Indians first came to Fiji as indentured labourers in 1879. Since the Rabuka coup d’état in 1987, and three subsequent Fiji coups, Indian-Fijians have been emigrating from the country in earnest.

Stopover is a haunting suite of Bruce Connew photographs from the tiny Indian–Fijian sugar cane settlement of Vatiyaka, taken during seven visits between June 2000 and November 2003, placing an extended family inside a story of migration. Connew’s narrative captions and a short story by Brij V Lal, Professor of Pacific and Asian History at the Australian National University, take the reader to the heart of an embattled life.

This beautiful book was designed by the award-winning Wellington designer Catherine Griffiths, Epitome Typography and Design.

Stopover opened as an exhibition at Pātaka, Porirua, Wellington, August 2007.

Praise for Stopover
‘Labour of love is a horribly hackneyed phrase, but it’s difficult to think of another that adequately sums up the exquisitely crafted work that is Stopover. Bruce Connew travelled to Fiji seven times over a period of as many years to record the lives of the Indo-Fijian community of Vatiyaka. The resulting work reveals a Fijian reality far from the well-worn tourist track. In a series of intimate photos Connew lays bare the daily lives of a cane cutting community.’
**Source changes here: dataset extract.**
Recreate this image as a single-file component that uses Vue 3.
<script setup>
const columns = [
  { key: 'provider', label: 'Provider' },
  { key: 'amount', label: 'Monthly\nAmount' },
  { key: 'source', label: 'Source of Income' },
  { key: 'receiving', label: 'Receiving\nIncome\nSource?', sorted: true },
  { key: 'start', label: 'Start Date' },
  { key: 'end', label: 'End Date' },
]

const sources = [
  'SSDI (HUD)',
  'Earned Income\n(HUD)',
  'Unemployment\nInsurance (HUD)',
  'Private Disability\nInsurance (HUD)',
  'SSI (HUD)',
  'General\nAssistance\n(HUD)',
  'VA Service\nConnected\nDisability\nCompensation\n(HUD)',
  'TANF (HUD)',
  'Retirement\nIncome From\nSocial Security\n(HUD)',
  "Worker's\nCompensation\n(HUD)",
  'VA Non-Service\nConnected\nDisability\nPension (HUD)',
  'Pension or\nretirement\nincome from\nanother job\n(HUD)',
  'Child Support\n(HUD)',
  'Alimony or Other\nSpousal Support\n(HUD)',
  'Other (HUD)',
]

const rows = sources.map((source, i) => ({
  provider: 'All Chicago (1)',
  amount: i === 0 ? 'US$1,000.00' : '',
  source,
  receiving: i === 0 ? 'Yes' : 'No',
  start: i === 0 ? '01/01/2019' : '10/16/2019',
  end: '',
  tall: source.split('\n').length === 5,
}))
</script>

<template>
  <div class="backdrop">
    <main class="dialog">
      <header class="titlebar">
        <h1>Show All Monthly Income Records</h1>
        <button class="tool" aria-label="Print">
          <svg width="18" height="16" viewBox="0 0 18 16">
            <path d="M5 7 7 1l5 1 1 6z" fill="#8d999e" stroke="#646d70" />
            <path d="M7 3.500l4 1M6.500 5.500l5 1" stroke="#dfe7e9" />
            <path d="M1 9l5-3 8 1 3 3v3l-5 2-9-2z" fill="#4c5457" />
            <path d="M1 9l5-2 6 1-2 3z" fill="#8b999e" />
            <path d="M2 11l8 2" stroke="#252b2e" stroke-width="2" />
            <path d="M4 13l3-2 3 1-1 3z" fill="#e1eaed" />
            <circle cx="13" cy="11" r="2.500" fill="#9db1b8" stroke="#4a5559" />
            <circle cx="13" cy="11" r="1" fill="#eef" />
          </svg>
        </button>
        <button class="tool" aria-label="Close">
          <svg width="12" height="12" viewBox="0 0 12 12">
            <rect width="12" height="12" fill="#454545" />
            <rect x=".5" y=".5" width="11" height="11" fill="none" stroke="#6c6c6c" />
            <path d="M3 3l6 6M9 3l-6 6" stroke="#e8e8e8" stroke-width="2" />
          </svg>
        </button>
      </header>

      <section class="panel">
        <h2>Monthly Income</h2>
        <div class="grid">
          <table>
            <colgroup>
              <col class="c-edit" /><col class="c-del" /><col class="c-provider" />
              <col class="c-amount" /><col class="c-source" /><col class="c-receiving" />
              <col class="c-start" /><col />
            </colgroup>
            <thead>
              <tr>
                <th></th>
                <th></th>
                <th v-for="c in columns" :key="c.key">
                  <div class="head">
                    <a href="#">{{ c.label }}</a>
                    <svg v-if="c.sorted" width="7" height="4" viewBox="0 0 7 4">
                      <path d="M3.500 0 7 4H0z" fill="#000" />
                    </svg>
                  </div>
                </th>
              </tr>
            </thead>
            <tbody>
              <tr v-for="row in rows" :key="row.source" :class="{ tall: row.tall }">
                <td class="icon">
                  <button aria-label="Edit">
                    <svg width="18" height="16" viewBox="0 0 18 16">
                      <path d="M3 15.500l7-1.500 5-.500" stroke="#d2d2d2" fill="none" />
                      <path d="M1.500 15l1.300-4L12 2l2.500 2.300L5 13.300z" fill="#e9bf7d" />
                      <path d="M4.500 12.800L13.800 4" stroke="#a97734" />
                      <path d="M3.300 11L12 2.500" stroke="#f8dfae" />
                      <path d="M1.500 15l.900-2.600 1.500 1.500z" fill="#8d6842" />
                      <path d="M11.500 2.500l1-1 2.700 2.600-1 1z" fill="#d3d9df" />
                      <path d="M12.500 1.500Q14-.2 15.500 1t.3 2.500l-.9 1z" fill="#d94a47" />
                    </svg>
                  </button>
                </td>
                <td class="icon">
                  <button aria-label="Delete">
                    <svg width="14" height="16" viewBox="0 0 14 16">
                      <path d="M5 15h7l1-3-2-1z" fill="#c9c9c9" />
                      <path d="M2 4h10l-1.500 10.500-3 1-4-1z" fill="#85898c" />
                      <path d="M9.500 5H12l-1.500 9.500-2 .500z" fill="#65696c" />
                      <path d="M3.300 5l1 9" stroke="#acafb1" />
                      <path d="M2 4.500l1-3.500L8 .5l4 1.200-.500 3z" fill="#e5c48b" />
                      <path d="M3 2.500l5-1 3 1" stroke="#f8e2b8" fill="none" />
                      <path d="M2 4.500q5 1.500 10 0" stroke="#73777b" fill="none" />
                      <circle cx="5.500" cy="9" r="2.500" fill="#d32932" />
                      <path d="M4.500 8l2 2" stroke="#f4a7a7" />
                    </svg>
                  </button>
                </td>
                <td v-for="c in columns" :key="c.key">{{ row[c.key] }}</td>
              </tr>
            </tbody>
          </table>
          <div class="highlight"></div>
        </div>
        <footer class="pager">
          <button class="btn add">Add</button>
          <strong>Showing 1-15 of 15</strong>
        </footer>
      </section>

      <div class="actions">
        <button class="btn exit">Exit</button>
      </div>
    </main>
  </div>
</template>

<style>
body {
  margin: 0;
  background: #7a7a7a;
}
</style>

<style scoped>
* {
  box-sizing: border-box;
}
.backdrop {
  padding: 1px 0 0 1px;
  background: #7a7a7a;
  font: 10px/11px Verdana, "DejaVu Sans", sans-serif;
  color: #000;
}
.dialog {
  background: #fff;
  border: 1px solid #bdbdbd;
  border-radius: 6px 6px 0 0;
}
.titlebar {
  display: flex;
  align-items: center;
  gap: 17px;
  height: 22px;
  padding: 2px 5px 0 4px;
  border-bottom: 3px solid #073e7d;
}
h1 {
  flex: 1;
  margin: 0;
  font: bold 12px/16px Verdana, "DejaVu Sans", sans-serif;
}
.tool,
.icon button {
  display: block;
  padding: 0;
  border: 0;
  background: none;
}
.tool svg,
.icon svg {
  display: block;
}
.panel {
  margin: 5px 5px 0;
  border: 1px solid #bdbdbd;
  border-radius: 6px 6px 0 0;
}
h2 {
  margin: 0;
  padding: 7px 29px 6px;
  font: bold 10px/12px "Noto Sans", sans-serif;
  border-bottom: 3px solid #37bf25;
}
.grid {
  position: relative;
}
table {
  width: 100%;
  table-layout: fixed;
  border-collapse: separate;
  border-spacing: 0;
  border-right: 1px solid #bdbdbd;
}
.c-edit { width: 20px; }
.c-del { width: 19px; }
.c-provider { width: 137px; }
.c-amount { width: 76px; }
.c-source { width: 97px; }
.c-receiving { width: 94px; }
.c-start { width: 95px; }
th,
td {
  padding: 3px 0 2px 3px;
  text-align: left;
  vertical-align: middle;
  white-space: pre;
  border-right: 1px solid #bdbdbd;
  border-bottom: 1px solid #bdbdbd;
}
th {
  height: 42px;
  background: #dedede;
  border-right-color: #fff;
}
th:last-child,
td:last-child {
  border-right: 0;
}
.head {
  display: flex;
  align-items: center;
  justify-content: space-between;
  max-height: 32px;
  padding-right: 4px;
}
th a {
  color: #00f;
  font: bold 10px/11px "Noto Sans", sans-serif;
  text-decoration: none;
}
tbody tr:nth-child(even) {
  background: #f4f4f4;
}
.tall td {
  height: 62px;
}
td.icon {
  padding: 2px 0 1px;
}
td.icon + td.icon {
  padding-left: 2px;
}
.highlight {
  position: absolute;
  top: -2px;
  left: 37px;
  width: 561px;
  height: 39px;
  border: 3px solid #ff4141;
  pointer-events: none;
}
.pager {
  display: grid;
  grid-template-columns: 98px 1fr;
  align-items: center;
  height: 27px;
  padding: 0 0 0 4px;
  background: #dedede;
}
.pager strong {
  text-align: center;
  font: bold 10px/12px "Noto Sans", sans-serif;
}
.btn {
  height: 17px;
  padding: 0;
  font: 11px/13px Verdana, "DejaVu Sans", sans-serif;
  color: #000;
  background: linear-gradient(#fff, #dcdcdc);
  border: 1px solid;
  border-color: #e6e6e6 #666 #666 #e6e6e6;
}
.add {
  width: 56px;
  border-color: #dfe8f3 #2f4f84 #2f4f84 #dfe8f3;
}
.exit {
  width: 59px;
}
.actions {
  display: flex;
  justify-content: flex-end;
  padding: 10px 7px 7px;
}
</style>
—Jeremy Rose, Scoop Review Of Books

‘NZ photojourno Bruce Connew has produced an inspiring book, Stopover, on Fiji's indentured labour, George Speight's coup and the story of Indo-Fijian post-coup migration. Superbly designed by his wife, Catherine Griffiths, it's a must read.’ 
—David Robie, Café Pacific

‘Equal parts documentary, artwork and memoir, Stopover is a beautifully presented, affecting, and informative book.’
—Matthew Butt, Salient

‘Behind the tourist fantasy and news of the latest coup lies the hidden reality of Fiji's disenfranchised and dislocated Indian population. A remarkable book by photographer Bruce Connew captures their story with luminous empathy and insight.’ 
Sunday Star Times

‘Connew’s work combines haunting images with a text that is poetic, elegant, and moving in its clarity. There is a power and persuasion to his work that even the most scholarly and responsible analyses cannot match.’
—David Hanlon, University of Hawai’i

‘The social commentary embedded in these visual images and in the text, which provides fitting local and historical context for the photographs, would be of great interest to those working in South Asian and Indian diaspora studies, Pacific studies, postcolonial studies, cultural studies, visual anthropology, political science, and development sociology.’
—Elizabeth DeLoughrey, Cornell University


Born in Auckland in 1949, Bruce Connew began photographing at an early age, documenting his extended family with a ferrania Duplex Z2 Italian box camera, which he used at age 13 to capture Queen Elizabeth’s 1963 visit to New Zealand. Connew made his first documentary series in 1976, focused on an Aboriginal community in northwest Australia. Over the past three decades, Connew has travelled extensively, undertaking documentary photography projects all over the world, in locations including New Caledonia, South Africa, New Zealand, eastern Burma, immediate post-war Kosovo, Bhutan, Laos, Papua New Guinea, Bougainville, Vanuatu and Fiji. His previous books include On the Way to An Ambush (1999) and with Dean Tiemi Te Au, Muttonbird – Part of a Story (2004).